- [GOAL] Write out the opening lines of the data word for word, up to and including the line with "412,9 414,8 417,6", and leave every picture and every later line out.

- [MATERIAL PROVIDED]
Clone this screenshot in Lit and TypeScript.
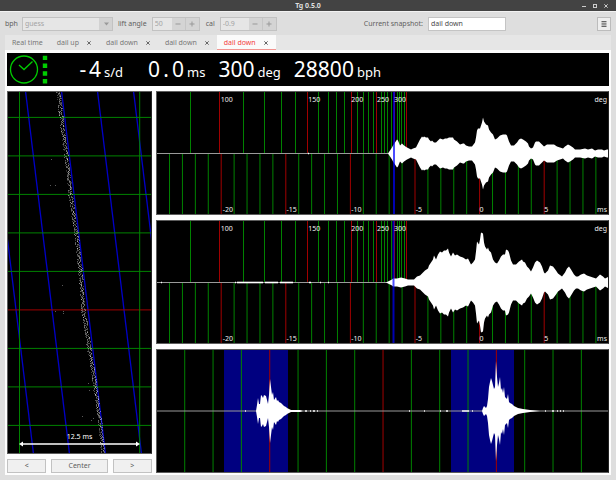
import { LitElement, html, css, svg } from "lit";
import { customElement, property } from "lit/decorators.js";

type Point = [number, number];
type Label = { text: string; x: number };

const pairs = (flat: string): Point[] =>
  flat
    .trim()
    .split(/\s+/)
    .map((p) => p.split(",").map(Number) as Point);

const TIC = pairs(`232,0 234,3 236,6 237,8 239,11 241,14 242,13 244,8 246,10 248,8 251,6 253,5 255,4 257,5 260,6
262,10 264,14 266,17 267,16 268,17 270,16 272,16 273,14 275,12 276,13 278,11 280,11 282,13 284,15 287,14 289,15 291,15 293,16
295,16 297,16 298,14 301,12 304,9 307,10 308,10 310,8 313,7 316,7 319,11 320,16 321,23 322,25 324,25 326,31 327,36 328,32
330,29 332,28 333,24 335,21 337,19 339,14 341,15 344,18 347,19 350,19 351,18 353,12 355,8 358,8 361,11 363,14 365,15
367,14 370,12 372,10 373,7 375,5 377,6 379,11 380,12 383,12 386,9 388,7 391,9 394,9 398,9 401,7 404,6 407,5 409,7
412,9 414,8 417,6 419,4 424,4 429,5 432,4 436,5 439,3 442,4 446,4 448,3 451,4 453,4`);

const TOC = pairs(`230,0 232,1 234,2 236,3 237,4 241,4 245,5 249,4 252,3 256,3 258,3 261,6 264,7 267,10 269,12
272,14 273,17 275,20 277,23 278,27 280,23 282,28 284,31 286,30 288,32 290,32 292,34 293,30 295,26 297,30 299,27 301,28
304,26 307,25 310,23 312,24 314,20 315,18 317,20 319,23 320,31 321,41 323,38 324,43 325,50 327,49 328,40 329,36 331,33
332,35 333,32 335,30 337,23 339,20 341,19 343,22 345,26 347,28 349,28 350,33 352,32 353,30 355,22 357,18 360,18 363,21
366,23 367,21 369,20 371,16 373,14 375,11 377,15 379,20 381,22 384,20 386,16 388,10 389,9 392,12 394,17 397,16 400,12
402,9 406,6 409,10 411,14 413,16 415,13 418,8 420,6 422,6 425,8 428,9 431,7 434,6 437,5 440,4 442,6 444,8 447,6
449,4 453,6`);

const BEAT_A = pairs(`100,0 101,6 102,13 103,7 104,7 105,16 106,15 107,13 108,16 110,15 111,11 112,7 113,16 114,32
115,24 116,16 117,19 118,11 120,14 121,10 122,11 123,9 125,8 127,6 128,5 130,4 131,3 133,2 135,1 144,1 147,0`);

const BEAT_B = pairs(`326,0 327,3 328,5 330,3 331,5 332,12 333,24 334,29 335,33 336,30 337,26 338,22 339,24 340,50
341,34 342,24 343,28 344,34 345,21 346,23 347,18 348,24 349,14 351,12 352,17 353,9 354,8 356,7 358,5 360,4 362,3 367,2
374,1 384,0`);

const DEGREES: Point[] = pairs(`34,0 63,1 87,0 108,0 125,0 139,0 151,1 162,0 172,0 180,0 188,0 195,1 201,0 207,0 212,0
217,0 220,1 225,0 228,0 231,0 235,0 238,1 241,0 243,0 245,0 248,0 250,1`);

const DEGREE_LABELS: Label[] = [
  { text: "100", x: 64 },
  { text: "150", x: 152 },
  { text: "200", x: 195 },
  { text: "250", x: 221 },
  { text: "300", x: 238 },
];
const MS_LABELS: Label[] = [
  { text: "-20", x: 66 },
  { text: "-15", x: 130 },
  { text: "-10", x: 195 },
  { text: "-5", x: 260 },
  { text: "0", x: 324 },
  { text: "5", x: 389 },
];

const W = 453;
const H = 124;

const envelope = (points: Point[], mid: number) =>
  [
    ...points.map(([x, h]) => `${x},${mid - h}`),
    ...[...points].reverse().map(([x, h]) => `${x},${mid + h}`),
  ].join(" ");

const plotStyles = css`
  :host {
    display: block;
    position: relative;
    min-width: 0;
    box-sizing: border-box;
    background: #000;
    border: 1px solid #5c5c5c;
    border-right-color: #222;
    overflow: hidden;
  }
  svg {
    position: absolute;
    left: -1px;
    top: -1px;
    width: calc(100% + 2px);
    height: calc(100% + 2px);
  }
  .green { stroke: #008200; }
  .red { stroke: #a00000; }
  .blue { stroke: #0000c8; stroke-width: 1.3; }
  .wave { fill: #fff; }
  .axis { stroke: #9a9a9a; }
  .noise { stroke: #fff; stroke-width: 2; }
  .cursor { stroke: #00f; stroke-opacity: 0.7; stroke-width: 2; }
  .window { fill: #000080; }
  .label {
    position: absolute;
    font: 7px/8px "Noto Sans", sans-serif;
    color: #f0f0f0;
    white-space: nowrap;
  }
  .top { top: 4px; }
  .bottom { bottom: 0; }
  .unit { right: 1px; }
`;

@customElement("beat-plot")
class BeatPlot extends LitElement {
  static styles = [plotStyles, css`.noise { stroke-width: 1.6; }`];

  @property({ attribute: false }) points: Point[] = [];
  @property({ attribute: false }) noise: Point[] = [];
  @property({ type: Number }) cursor = 238;

  render() {
    const mid = 62.5;
    const ticks = Array.from({ length: 34 }, (_, i) => i - 24);
    return html`
      <svg viewBox="0 0 ${W} ${H}" preserveAspectRatio="none" aria-hidden="true">
        ${DEGREES.map(
          ([x, major]) => svg`<line class=${major ? "red" : "green"} x1=${x + 0.5} x2=${x + 0.5} y1="0" y2=${mid} />`
        )}
        ${ticks.map((n) => {
          const x = 323.6 + 12.92 * n;
          return svg`<line class=${n % 5 ? "green" : "red"} x1=${x} x2=${x} y1=${mid} y2=${H} />`;
        })}
        <line class="axis" x1="0" x2=${W} y1=${mid} y2=${mid} />
        ${this.noise.map(([a, b]) => svg`<line class="noise" x1=${a} x2=${b} y1=${mid} y2=${mid} />`)}
        <polygon class="wave" points=${envelope(this.points, mid)} />
        <line class="cursor" x1=${this.cursor} x2=${this.cursor} y1="0" y2=${H} />
      </svg>
      ${DEGREE_LABELS.map((l) => html`<span class="label top" style="left:${(l.x / W) * 100}%">${l.text}</span>`)}
      ${MS_LABELS.map((l) => html`<span class="label bottom" style="left:${(l.x / W) * 100}%">${l.text}</span>`)}
      <span class="label top unit">deg</span>
      <span class="label bottom unit">ms</span>
    `;
  }
}

@customElement("period-plot")
class PeriodPlot extends LitElement {
  static styles = plotStyles;

  render() {
    const mid = 62;
    const noise = pairs("89,90 149,151 154,155 157,159 161,162 253,254 268,269 284,285 290,292 306,313 316,317 389,390 396,398 401,402 404,405 407,408");
    return html`
      <svg viewBox="0 0 ${W} ${H}" preserveAspectRatio="none" aria-hidden="true">
        <rect class="window" x="68" y="0" width="64" height=${H} />
        <rect class="window" x="295" y="0" width="63" height=${H} />
        ${Array.from({ length: 15 }, (_, i) => {
          const x = 0.4 + 28.33 * (i + 1);
          return svg`<line class=${(i + 1) % 4 ? "green" : "red"} x1=${x} x2=${x} y1="0" y2=${H} />`;
        })}
        <line class="axis" x1="0" x2=${W} y1=${mid} y2=${mid} />
        ${noise.map(([a, b]) => svg`<line class="noise" x1=${a} x2=${b} y1=${mid} y2=${mid} stroke-opacity="0.7" />`)}
        <polygon class="wave" points=${envelope(BEAT_A, mid)} />
        <polygon class="wave" points=${envelope(BEAT_B, mid)} />
      </svg>
    `;
  }
}

const TRACE = pairs("51,0 54,26 56,45 59,65 63,103 69,142 73,180 76,219 82,257 88,296 93,334 96,363");
const STRAYS = pairs("44,68 43,94 48,94 55,194 48,220 56,220 56,222 82,299 81,292 75,325 84,329 86,327");

const traceDots = (): [number, number, number][] => {
  let seed = 7;
  const rand = () => (seed = (seed * 16807) % 2147483647) / 2147483647;
  const dots: [number, number, number][] = [];
  for (let y = 1; y < 362; y++) {
    const i = Math.max(1, TRACE.findIndex((p) => p[1] >= y));
    const [x0, y0] = TRACE[i - 1];
    const [x1, y1] = TRACE[i];
    const x = x0 + ((x1 - x0) * (y - y0)) / (y1 - y0);
    for (let k = 0; k < 3; k++) {
      dots.push([Math.round(x + (rand() - 0.5) * 4), y, 0.12 + rand() * 0.33]);
    }
  }
  return dots;
};

@customElement("paper-strip")
class PaperStrip extends LitElement {
  static styles = [
    plotStyles,
    css`
      .dot { fill: #fff; }
      .arrow { stroke: #fff; stroke-width: 1.4; }
      .head { fill: #fff; }
      .span { left: 0; right: 0; bottom: 12px; text-align: center; color: #fff; }
    `,
  ];

  render() {
    return html`
      <svg viewBox="0 0 145 363" preserveAspectRatio="none" aria-hidden="true">
        ${[-1, 0, 1, 2, 3].map(
          (k) => svg`<line class="blue" x1=${18.5 + 36 * k} y1="0" x2=${62.5 + 36 * k} y2="363" />`
        )}
        ${Array.from({ length: 9 }, (_, i) => {
          const y = 26.4 + 38.5 * i;
          return svg`<line class=${i === 5 ? "red" : "green"} x1="0" x2="145" y1=${y} y2=${y} />`;
        })}
        <line class="green" x1="12.5" x2="12.5" y1="0" y2="363" />
        <line class="green" x1="132.7" x2="132.7" y1="0" y2="363" />
        ${traceDots().map(
          ([x, y, o]) => svg`<rect class="dot" x=${x} y=${y} width="1" height="1" fill-opacity=${o} />`
        )}
        ${STRAYS.map(([x, y]) => svg`<rect class="dot" x=${x} y=${y} width="1" height="1" fill-opacity="0.35" />`)}
        <line class="arrow" x1="14" x2="131" y1="353" y2="353" />
        <polygon class="head" points="12,353 16,350.5 16,355.5" />
        <polygon class="head" points="133,353 129,350.5 129,355.5" />
      </svg>
      <span class="label span">12.5 ms</span>
    `;
  }
}

@customElement("app-root")
class AppRoot extends LitElement {
  static styles = css`
    :host {
      display: flex;
      flex-direction: column;
      min-height: 100vh;
      box-sizing: border-box;
      padding-bottom: 5px;
      background: #dedede;
      color: #5e5e5e;
      font: 7px/10px "Noto Sans", sans-serif;
    }
    button, input, select {
      box-sizing: border-box;
      margin: 0;
      padding: 0;
      font: inherit;
      color: inherit;
      border-radius: 0;
      appearance: none;
    }
    svg { display: block; }
    .titlebar {
      display: grid;
      grid-template-columns: 1fr auto 1fr;
      align-items: center;
      height: 12px;
      padding-right: 0;
      background: #434343;
      border-bottom: 1px solid #f2f2f2;
      box-sizing: border-box;
      color: #dedede;
    }
    .title { grid-column: 2; margin: 0; font: bold 7px/10px "Noto Sans", sans-serif; }
    .controls { display: flex; justify-content: flex-end; gap: 3px; padding-right: 6px; }
    .controls button { width: 8px; height: 10px; border: 0; background: none; display: grid; place-items: center; }
    .toolbar { display: flex; align-items: center; height: 23px; padding: 0 5px; gap: 5px; }
    .toolbar label { white-space: nowrap; }
    .toolbar > label:first-child { margin-right: -1px; }
    .combo, .spin { display: flex; position: relative; height: 14px; color: #a4a4a4; }
    .combo select {
      width: 91px;
      padding-left: 2px;
      border: 1px solid #c2c2c2;
      background: linear-gradient(to left, #d2d2d2 13px, #e6e6e6 13px);
      opacity: 1;
    }
    .combo svg { position: absolute; right: 4px; top: 5px; }
    .spin { border: 1px solid #c2c2c2; box-sizing: border-box; background: #e6e6e6; margin-right: 1px; }
    .spin input { width: 19px; padding-left: 2px; border: 0; background: none; }
    .spin input.wide { width: 28px; }
    .spin button { width: 14px; border: 0; border-right: 1px solid #c6c6c6; background: #d4d4d4; display: grid; place-items: center; }
    .spin button:last-child { border-right: 0; width: 13px; }
    .snapshot { display: flex; align-items: center; gap: 5px; margin-left: auto; }
    .snapshot input { width: 78px; height: 14px; padding-left: 2px; border: 1px solid #c4c4c4; background: #fff; color: #4a4a4a; }
    .menu { width: 14px; height: 14px; margin-left: 86px; border: 1px solid #bcbcbc; background: #eee; display: grid; place-items: center; }
    .tabs { display: flex; height: 15px; margin: 0 5px; background: #e6e6e6; }
    .tab { display: flex; align-items: center; padding: 0 7px; gap: 7px; color: #777; }
    .tab button { border: 0; background: none; white-space: nowrap; }
    .tab .close { width: 6px; height: 6px; color: #666; display: grid; place-items: center; }
    .tab.active { background: #fafafa; color: #f4403e; box-shadow: inset 0 -1px #f29490; }
    .page {
      flex: 1;
      display: flex;
      flex-direction: column;
      gap: 5px;
      margin: 0 5px;
      padding: 3px 2px 2px;
      background: #fdfdfd;
    }
    .readout {
      display: flex;
      align-items: center;
      gap: 13px;
      height: 33px;
      background: #000;
      color: #fff;
    }
    .readout svg { flex: none; margin-right: -10px; }
    .reading { display: flex; align-items: baseline; gap: 3px; padding-top: 2px; font-size: 13px; line-height: 30px; white-space: nowrap; }
    .value { font-size: 21px; text-align: right; }
    .padded { min-width: 48px; }
    .cell { display: inline-block; width: 12px; text-align: center; }
    .plots { flex: 1; display: grid; grid-template-columns: 145fr 453fr; gap: 4px; }
    .left, .right { display: flex; flex-direction: column; gap: 5px; min-width: 0; }
    paper-strip { flex: 1; min-height: 200px; }
    beat-plot, period-plot { flex: 1; min-height: 80px; }
    .nav { display: flex; gap: 5px; height: 14px; }
    .nav button { flex: 39; border: 1px solid #c2c2c2; background: #f0f0f0; }
    .nav .center { flex: 57; }
  `;

  private tab(name: string, closable = true, active = false) {
    return html`<div class="tab ${active ? "active" : ""}">
      <button role="tab" aria-selected=${active}>${name}</button>
      ${closable
        ? html`<button class="close" aria-label="Close tab">
            <svg width="4" height="4" viewBox="0 0 4 4"><path d="M0.3 0.3L3.7 3.7M3.7 0.3L0.3 3.7" stroke="currentColor" /></svg>
          </button>`
        : ""}
    </div>`;
  }

  private steppers() {
    return html`
      <button disabled aria-label="Decrease"><svg width="6" height="6" viewBox="0 0 6 6"><path d="M0.5 3H5.5" stroke="#999" /></svg></button>
      <button disabled aria-label="Increase"><svg width="6" height="6" viewBox="0 0 6 6"><path d="M0.5 3H5.5M3 0.5V5.5" stroke="#999" /></svg></button>
    `;
  }

  render() {
    return html`
      <header class="titlebar">
        <h1 class="title">Tg 0.5.0</h1>
        <div class="controls">
          <button aria-label="Minimize"><svg width="4" height="4" viewBox="0 0 4 4"><path d="M0 2.5H4" stroke="#ccc" /></svg></button>
          <button aria-label="Maximize"><svg width="4" height="4" viewBox="0 0 4 4"><rect x="0.5" y="0.5" width="3" height="3" fill="none" stroke="#ccc" /></svg></button>
          <button aria-label="Close"><svg width="4" height="4" viewBox="0 0 4 4"><path d="M0.3 0.3L3.7 3.7M3.7 0.3L0.3 3.7" stroke="#ccc" /></svg></button>
        </div>
      </header>
      <div class="toolbar">
        <label for="bph">bph</label>
        <div class="combo">
          <select id="bph" disabled><option>guess</option></select>
          <svg width="5" height="4" viewBox="0 0 5 4"><path d="M0 0.5H5L2.5 3.5Z" fill="#999" /></svg>
        </div>
        <label for="lift">lift angle</label>
        <div class="spin"><input id="lift" disabled .value=${"50"} />${this.steppers()}</div>
        <label for="cal">cal</label>
        <div class="spin"><input id="cal" class="wide" disabled .value=${"-0.9"} />${this.steppers()}</div>
        <div class="snapshot">
          <label for="snap">Current snapshot:</label>
          <input id="snap" .value=${"dail down"} />
        </div>
        <button class="menu" aria-label="Menu">
          <svg width="6" height="6" viewBox="0 0 6 6"><path d="M0.5 0.5H5.5M0.5 2.2H5.5M0.5 3.9H5.5M0.5 5.5H5.5" stroke="#666" /></svg>
        </button>
      </div>
      <nav class="tabs" role="tablist">
        ${this.tab("Real time", false)} ${this.tab("dail up")} ${this.tab("dail down")} ${this.tab("dail down")}
        ${this.tab("dail down", true, true)}
      </nav>
      <main class="page">
        <section class="readout">
          <svg width="43" height="33" viewBox="0 0 43 33" fill="none" stroke="#00cc00">
            <circle cx="17" cy="16.5" r="13.5" stroke-width="1.3" />
            <path d="M12 12L17 16.5L25.5 8.5" stroke-width="1.3" />
            <path d="M38 2.7V34" stroke-width="4.4" stroke-dasharray="4.4 3.4" />
          </svg>
          <div class="reading"><span class="value padded"><span class="cell">-</span>4</span><span>s/d</span></div>
          <div class="reading"><span class="value padded">0<span class="cell">.</span>0</span><span>ms</span></div>
          <div class="reading"><span class="value">300</span><span>deg</span></div>
          <div class="reading"><span class="value">28800</span><span>bph</span></div>
        </section>
        <section class="plots">
          <div class="left">
            <paper-strip></paper-strip>
            <div class="nav">
              <button aria-label="Shift left">&lt;</button>
              <button class="center">Center</button>
              <button aria-label="Shift right">&gt;</button>
            </div>
          </div>
          <div class="right">
            <beat-plot .points=${TIC} .noise=${pairs("152,153")} .cursor=${238}></beat-plot>
            <beat-plot
              .points=${TOC}
              .noise=${pairs("5,6 79,80 81,107 109,122 124,137 153,155 164,165 172,173")}
              .cursor=${237.5}
            ></beat-plot>
            <period-plot></period-plot>
          </div>
        </section>
      </main>
    `;
  }
}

- [RESULT OF THIS TASK]
Clone this screenshot in Lit and TypeScript.
import { LitElement, html, css, svg } from "lit";
import { customElement, property } from "lit/decorators.js";

type Point = [number, number];
type Label = { text: string; x: number };

const pairs = (flat: string): Point[] =>
  flat
    .trim()
    .split(/\s+/)
    .map((p) => p.split(",").map(Number) as Point);

const TIC = pairs(`232,0 234,3 236,6 237,8 239,11 241,14 242,13 244,8 246,10 248,8 251,6 253,5 255,4 257,5 260,6
262,10 264,14 266,17 267,16 268,17 270,16 272,16 273,14 275,12 276,13 278,11 280,11 282,13 284,15 287,14 289,15 291,15 293,16
295,16 297,16 298,14 301,12 304,9 307,10 308,10 310,8 313,7 316,7 319,11 320,16 321,23 322,25 324,25 326,31 327,36 328,32
330,29 332,28 333,24 335,21 337,19 339,14 341,15 344,18 347,19 350,19 351,18 353,12 355,8 358,8 361,11 363,14 365,15
367,14 370,12 372,10 373,7 375,5 377,6 379,11 380,12 383,12 386,9 388,7 391,9 394,9 398,9 401,7 404,6 407,5 409,7
412,9 414,8 417,6 419,4 424,4 429,5 432,4 436,5 439,3 442,4 446,4 448,3 451,4 453,4`);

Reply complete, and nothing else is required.